Well, the first problem is that my portfolio is quite average. To be honest, $1000.00 is still a lot of money in my book...therefore, how in the world do I ever expect to have the strength to ride a winner to the top, and not cut the run-up way short? This is where I realize that if I was a millionaire, I would stand a much better chance of actually landing that 100 bagger, because then I could just "let it ride", with no fear what-so-ever...but then again, I probably wouldn't even be in this realm if I were a millionaire(too much Pride)...so, the first paradox is uncovered.
I quickly learn how to ignore the paradox to pursue the purse. Drawing a novice conclusion, that the way to winnings is to purchase a stock that has huge hype, and moves on rumor and press releases, I plunge my way in. This enlightenment causes me to chase from sub-penny to sub-penny, always arriving at the dance too late and leaving early. From the buys of compulsion, I encounter yet another paradox....basically, a stong sense of fear that a stock is going to run off and leave me, which compels a buy, and then comes an emotional reversal where I become fearful of becoming a bagholder and want to sell...this is no healthy way to invest...it's best called torture.

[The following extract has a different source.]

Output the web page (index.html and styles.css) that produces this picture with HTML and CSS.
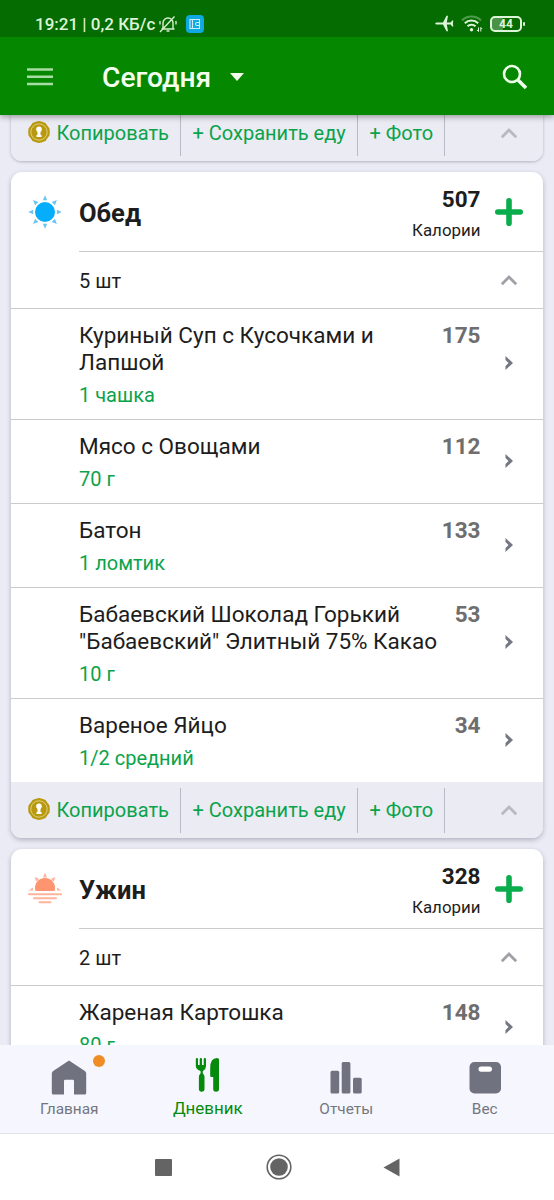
FILE: index.html
```
<!DOCTYPE html>
<html lang="ru">
<head>
<meta charset="utf-8">
<title>Сегодня</title>
<link rel="stylesheet" href="styles.css">
</head>
<body>
<svg width="0" height="0" class="defs">
  <defs>
    <symbol id="seal" viewBox="0 0 22 22">
      <path d="M11 0l3.200.8 3.300 1.200 1.700 2.500L21.500 7.500 21.800 11l-.3 3.500-2.300 3-1.700 2.500-3.300 1.200L11 22l-3.200-.8-3.300-1.200-1.700-2.500L.5 14.500.2 11l.3-3.500 2.300-3L4.500 2l3.300-1.200z" fill="#b8990f"/>
      <circle cx="11" cy="11" r="8.200" fill="none" stroke="#e9dc96" stroke-width=".8"/>
      <circle cx="11" cy="8.300" r="2.800" fill="#fff"/>
      <path d="M9.500 9h3v5h1v2h-5v-2h1z" fill="#fff"/>
    </symbol>
    <symbol id="up" viewBox="0 0 18 12"><path d="M1.800 10.200L9 3l7.200 7.200" fill="none" stroke="currentColor" stroke-width="2.800"/></symbol>
    <symbol id="next" viewBox="0 0 8 14"><path d="M.5 0L8 7 .5 14V10L3.500 7 .5 4z" fill="#757882"/></symbol>
    <symbol id="plus" viewBox="0 0 28 28"><path d="M14 2.800v22.400M2.800 14h22.400" stroke="#0aad4b" stroke-width="5.600" stroke-linecap="round"/></symbol>
  </defs>
</svg>
<div class="screen">
  <header class="top">
    <div class="status">
      <span class="clock">19:21 | 0,2 КБ/с</span>
      <svg class="bell" width="18" height="18" viewBox="0 0 18 18" fill="none" stroke="#d5f0d0" stroke-width="1.400"><path d="M4 13.500V8a5 5 0 0 1 10 0v5.500M2.500 14h13M7.500 16h3M1 17L15.500 1.500M1 6v3.500M17 6v3.500"/></svg>
      <svg class="wallet" width="18" height="18" viewBox="0 0 18 18"><rect width="18" height="18" rx="4" fill="#0fa8e0"/><path d="M4 4.500h9.500v9H4zM6.500 4.500v9M13.500 7.500H11a1.500 1.500 0 0 0 0 3h2.500" fill="none" stroke="#c8efff" stroke-width="1.100"/></svg>
      <span class="grow"></span>
      <svg class="plane" width="19" height="17" viewBox="0 0 19 17"><path d="M.3 8.500c0-.8.8-1.100 1.700-1.100h6L11.500.8h1.500l-1.200 6.600h3.800l1.600-2h1.100l-.4 3.100.4 3.100h-1.100l-1.600-2h-3.800l1.200 6.600h-1.500L8 9.600H2C1.100 9.600.3 9.300.3 8.500z" fill="#dcf5d8"/></svg>
      <svg class="wifi" width="22" height="18" viewBox="0 0 22 18" fill="none" stroke="#dcf5d8" stroke-width="2"><path d="M1 5.500a13.500 13.500 0 0 1 19 0" opacity=".35"/><path d="M3.800 8.300a9.500 9.500 0 0 1 13.400 0M6.500 11.300a5.700 5.700 0 0 1 8 0"/><circle cx="10.500" cy="14.800" r="1.700" fill="#dcf5d8" stroke="none"/><path d="M17.500 12.500v4M16 15l1.500 1.500M19.800 16.500v-4l1.300 1.500" stroke-width="1"/></svg>
      <div class="battery">44</div>
    </div>
    <div class="bar">
      <svg class="menu" width="26" height="18" viewBox="0 0 26 18"><path d="M0 1.500h26M0 8.700h26M0 15.900h26" stroke="#a9dca4" stroke-width="2.500"/></svg>
      <h1>Сегодня</h1>
      <svg class="caret" width="14" height="8" viewBox="0 0 14 8"><path d="M0 0h14L7 8z" fill="#f4fff0"/></svg>
      <span class="grow"></span>
      <svg class="search" width="26" height="26" viewBox="0 0 26 26" fill="none" stroke="#f0ffec"><circle cx="10" cy="10" r="8" stroke-width="2.600"/><path d="M15.500 15.500l8.500 8.500" stroke-width="3.500"/></svg>
    </div>
  </header>

  <main class="diary">
    <section class="card light">
      <footer class="actions">
        <a class="copy"><svg width="22" height="22"><use href="#seal"/></svg><span>Копировать</span></a>
        <a class="save"><span>+ Сохранить еду</span></a>
        <a class="photo"><span>+ Фото</span></a>
        <svg class="up" width="18" height="12"><use href="#up"/></svg>
      </footer>
    </section>

    <section class="card">
      <div class="head">
        <svg class="meal" width="34" height="34" viewBox="-17 -17 34 34"><circle r="10" fill="#05adfa"/><g fill="#68c4f3"><path id="ray" d="M-2.200-11.800L0-16.800 2.200-11.800z"/><use href="#ray" transform="rotate(45)"/><use href="#ray" transform="rotate(90)"/><use href="#ray" transform="rotate(135)"/><use href="#ray" transform="rotate(180)"/><use href="#ray" transform="rotate(225)"/><use href="#ray" transform="rotate(270)"/><use href="#ray" transform="rotate(315)"/></g></svg>
        <div class="headline">
          <h2>Обед</h2>
          <div class="total"><b>507</b><span>Калории</span></div>
          <svg class="plus" width="28" height="28"><use href="#plus"/></svg>
        </div>
      </div>
      <div class="count"><span>5 шт</span><svg class="up" width="18" height="12"><use href="#up"/></svg></div>
      <article class="item"><div class="info"><h3>Куриный Суп с Кусочками и<br>Лапшой</h3><p>1 чашка</p></div><b>175</b><svg width="8" height="14"><use href="#next"/></svg></article>
      <article class="item"><div class="info"><h3>Мясо с Овощами</h3><p>70 г</p></div><b>112</b><svg width="8" height="14"><use href="#next"/></svg></article>
      <article class="item"><div class="info"><h3>Батон</h3><p>1 ломтик</p></div><b>133</b><svg width="8" height="14"><use href="#next"/></svg></article>
      <article class="item"><div class="info"><h3>Бабаевский Шоколад Горький<br>"Бабаевский" Элитный 75% Какао</h3><p>10 г</p></div><b>53</b><svg width="8" height="14"><use href="#next"/></svg></article>
      <article class="item"><div class="info"><h3>Вареное Яйцо</h3><p>1/2 средний</p></div><b>34</b><svg width="8" height="14"><use href="#next"/></svg></article>
      <footer class="actions">
        <a class="copy"><svg width="22" height="22"><use href="#seal"/></svg><span>Копировать</span></a>
        <a class="save"><span>+ Сохранить еду</span></a>
        <a class="photo"><span>+ Фото</span></a>
        <svg class="up" width="18" height="12"><use href="#up"/></svg>
      </footer>
    </section>

    <section class="card">
      <div class="head">
        <svg class="meal" width="34" height="34" viewBox="-17 -17 34 34"><path d="M-9.500 2a10 10 0 1 1 19 0z" fill="#ff9470"/><g fill="#ffb49c"><path d="M-2-11.500L0-16.500 2-11.500z"/><path d="M-2-11.500L0-16 2-11.500z" transform="rotate(40)"/><path d="M-2-11.500L0-16 2-11.500z" transform="rotate(-40)"/><path d="M12-1.500L16.500 1.500H12zM-12-1.500L-16.500 1.500H-12z"/></g><path d="M-16 5.200h32M-11 9.200h22M-5.500 13.200h11" stroke="#ffb49c" stroke-width="2" stroke-linecap="round"/></svg>
        <div class="headline">
          <h2>Ужин</h2>
          <div class="total"><b>328</b><span>Калории</span></div>
          <svg class="plus" width="28" height="28"><use href="#plus"/></svg>
        </div>
      </div>
      <div class="count"><span>2 шт</span><svg class="up" width="18" height="12"><use href="#up"/></svg></div>
      <article class="item"><div class="info"><h3>Жареная Картошка</h3><p>80 г</p></div><b>148</b><svg width="8" height="14"><use href="#next"/></svg></article>
    </section>
  </main>

  <nav class="tabs">
    <a class="tab home"><span class="pic"><svg width="36" height="36" viewBox="0 0 36 36"><path d="M18 .5l15.500 10.200q1.700 1.100 1.700 2.800V33q0 1.500-1.500 1.500H23V21q0-1.200-1.200-1.200h-7.600Q13 19.800 13 21v13.500H2.300Q.8 34.500.8 33V13.500q0-1.700 1.700-2.800z" fill="#70737f"/></svg><i class="dot"></i></span><span>Главная</span></a>
    <a class="tab active"><span class="pic"><svg width="36" height="36" viewBox="0 0 36 36"><path d="M7 1q1 0 1 1.200V8h1.700V2.200Q9.700 1 10.900 1T12 2.200V8h1.700V2.200Q13.700 1 14.800 1T16 2.200V9q0 3.300-2.700 4.700-.6.400-.6 1.500 0 1.500 1 2.300.8.800.8 2.500v12q0 2.800-2.800 2.800T8.900 32V20q0-1.700.8-2.500 1-.8 1-2.300 0-1.100-.6-1.500-4.300-1.400-4.300-4.700V2.200Q5.800 1 7 1z" fill="#068a0b"/><path d="M29 2.500V32q0 2.800-2.900 2.800T23.200 32V20h-2q-1 0-1-1.200V11q0-10 6.800-10 2 0 2 1.500z" fill="#068a0b"/></svg></span><span>Дневник</span></a>
    <a class="tab"><span class="pic"><svg width="36" height="36" viewBox="0 0 36 36" fill="#70737f"><rect x="2.500" y="10.800" width="8.700" height="22.700" rx="1.500"/><rect x="13.700" y="2" width="8.700" height="31.500" rx="1.500"/><rect x="25" y="17.800" width="8.700" height="15.700" rx="1.500"/></svg></span><span>Отчеты</span></a>
    <a class="tab"><span class="pic"><svg width="36" height="36" viewBox="0 0 36 36"><rect x="2.500" y="2" width="31.500" height="31.500" rx="5" fill="#70737f"/><rect x="11.500" y="6.500" width="13.500" height="5.200" rx="2.600" fill="#fff"/></svg></span><span>Вес</span></a>
  </nav>
  <div class="system">
    <svg width="17" height="17" viewBox="0 0 17 17"><rect width="17" height="17" rx="1" fill="#646464"/></svg>
    <svg width="26" height="26" viewBox="0 0 26 26"><circle cx="13" cy="13" r="11.800" fill="none" stroke="#646464" stroke-width="1.600"/><circle cx="13" cy="13" r="8.800" fill="#646464"/></svg>
    <svg width="17" height="19" viewBox="0 0 17 19"><path d="M.5 9.500L16.500.5v18z" fill="#646464"/></svg>
  </div>
</div>
</body>
</html>
```

FILE: styles.css
```
* { box-sizing: border-box; }
body { margin: 0; font-family: Roboto, sans-serif; color: #1d1d1d; }
h1, h2, h3, p { margin: 0; font-weight: 400; }
svg { display: block; flex: none; }
.defs { position: absolute; }
.grow { flex: 1; }
.screen { width: 554px; height: 1200px; display: flex; flex-direction: column; overflow: hidden; background: #fff; }

.top { height: 115px; flex: none; background: #058800; position: relative; z-index: 1; box-shadow: 0 2px 6px rgba(0,0,0,.35); }
.status { height: 37px; background: #046c00; display: flex; align-items: center; padding: 10px 32px 0 35px; color: #dcf5d8; }
.clock { width: 124px; white-space: nowrap; font-size: 17px; font-weight: 500; line-height: 20px; }
.wallet { margin-left: 9px; }
.plane { margin-right: 7px; }
.wifi { margin-right: 7px; }
.battery { width: 32px; height: 16px; border: 2px solid #dcf5d8; border-radius: 5px; font-size: 12px; font-weight: 700; line-height: 12px; text-align: center; background: linear-gradient(90deg, #4a9248 40%, transparent 40%); position: relative; }
.battery::after { content: ""; position: absolute; right: -5px; top: 4px; width: 2px; height: 4px; background: #dcf5d8; border-radius: 1px; }
.bar { height: 78px; display: flex; align-items: center; padding: 2px 26px 0 27px; }
h1 { margin-left: 49px; width: 128px; padding-top: 2px; white-space: nowrap; color: #f4fff0; font-size: 28.200px; font-weight: 500; line-height: 34px; }

.diary { flex: 1; min-height: 0; overflow: hidden; background: #eaebf5; padding: 0 11px; }
.card { background: #fff; border-radius: 11px; box-shadow: 0 2px 5px rgba(60,60,80,.32); margin-bottom: 11px; }
.card.light { margin-top: -10px; box-shadow: 0 1px 3px rgba(60,60,80,.32); }
.head { height: 79px; display: flex; align-items: center; padding-left: 17px; }
.headline { flex: 1; display: flex; align-items: center; margin-left: 17px; height: 79px; padding-right: 20px; }
h2 { flex: 1; font-size: 25.500px; font-weight: 700; line-height: 30px; padding-top: 2px; }
.total { text-align: right; padding-top: 1px; }
.total b { display: block; font-size: 22.500px; line-height: 28px; }
.total span { display: block; font-size: 16.900px; line-height: 20px; margin-top: 7px; }
.plus { margin-left: 14.500px; }
.count { height: 57px; margin-left: 68px; border-top: 1px solid #c9cbcd; display: flex; align-items: center; justify-content: space-between; padding: 1px 25px 0 0; font-size: 20px; }
.count .up { margin-bottom: 2px; }
.up { color: #a0a1a6; }
.item { display: flex; border-top: 1px solid #c9cbcd; padding: 13px 30px 12px 68px; }
.info { flex: 1; }
h3 { font-size: 22.530px; line-height: 27px; white-space: nowrap; }
.item p { margin-top: 7px; font-size: 20px; line-height: 24px; color: #0aa34b; }
.item b { font-size: 22.500px; line-height: 27px; color: #6e6e6e; }
.item svg { margin: 0 0 3px 24.500px; align-self: center; }

.actions { height: 56px; display: flex; align-items: center; background: #eaebf3; border-radius: 0 0 11px 11px; color: #0aa34b; font-size: 20px; white-space: nowrap; }
.actions a { height: 45px; display: flex; align-items: center; border-right: 1px solid #b9bac3; }
.actions a svg { margin-bottom: 2px; }
.copy { width: 170px; padding-left: 17px; }
.copy span { margin-left: 6.500px; }
.save { width: 177px; padding-left: 11.500px; }
.photo { width: 87px; padding-left: 11.500px; }
.actions .up { margin: 0 25px 1px auto; color: #b9bac0; }

.tabs { height: 89px; flex: none; background: #f6f7fe; border-bottom: 1px solid #dfe2e6; display: flex; }
.tab { flex: 1; display: flex; flex-direction: column; align-items: center; padding-top: 12px; font-size: 15.400px; line-height: 20px; color: #74767e; }
.tab.active { color: #068a0b; font-size: 16.900px; }
.pic { position: relative; margin-bottom: 6px; }
.active .pic { margin-bottom: 5px; }
.home .pic, .tab:nth-child(n+3) .pic { padding-top: 3px; margin-bottom: 3px; }
.dot { position: absolute; left: 42px; top: -2px; width: 12px; height: 12px; border-radius: 50%; background: #f08c24; }
.system { height: 66px; display: flex; align-items: center; padding-left: 155px; }
.system svg:nth-child(2) { margin-left: 94px; }
.system svg:nth-child(3) { margin-left: 91px; }
```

The lustre of that type of "investing" is wearing off with a quickness(not to mention the chart of my portfolio value looks like VWKM). I can't stand the thought of going to zero(how am I ever going to tell my wife that early retirement plans have been canceled?), and having to admit it was from investing in sub-penny's....a place where every Fool/Lynch book that I ever read forewarned me not to go. Desperation has set in and the only possible solution is the old adage..."if you can't beat em' join em'"...meaning the next best plan is to pick an obvious pump-and-dump and do what management is doing...get in early...wait for the pump machine to kick on...sell on the pump to get my two to four bagger(if i'm lucky)..repeat process 10 times(I've done the math on this too and it works out quite well) But then the realization dawns again, another sub-penny paradox, if I'm in a pump-and-dump then there is always going to be a bagholder. I may not know the person, but they are out there, no doubt. The game is kinda like the stock version of "musical chairs"...someone always ends up on the outside of the circle...bummer. Looks like paradox dogs my every move.
Disenchanted, I ponder just "taking my ball and going home". Now I have realized that, paradoxically, in my very humble opinion, the problems are leading to the solution(always). The problem is that a little penny named HISC is what made me believe in the penny's in the first place...if I had never heard of HISC, I would still be plugging away at the small caps and blue chips. Yet, I have ignored the very traits that enabled HISC to make it's stellar run in the first place(not that the MJ of stocks is finished by a long shot). My misery has brought me to the place in which I am finally willing to dissect the reasons behind HISC's success and use them as a template for my investments. The reasons they could climb Lynch's "wall of fear" are as obvious as a pump-and-dump...NOW is just the time to dig them out, and then search out sub-pennys that have as many common traits as possible.
Do I think we can find another stock as good as HISC? Don't know, because besides one debatable flaw (from my point of view), and a few bumps in the road, they have been just about perfect. I do know one thing. I don't want to go the way that I have been...so I may as well move forward and find out...always keeping in mind the principle that in life, paradoxically, victory always follows defeat....strength from weakness.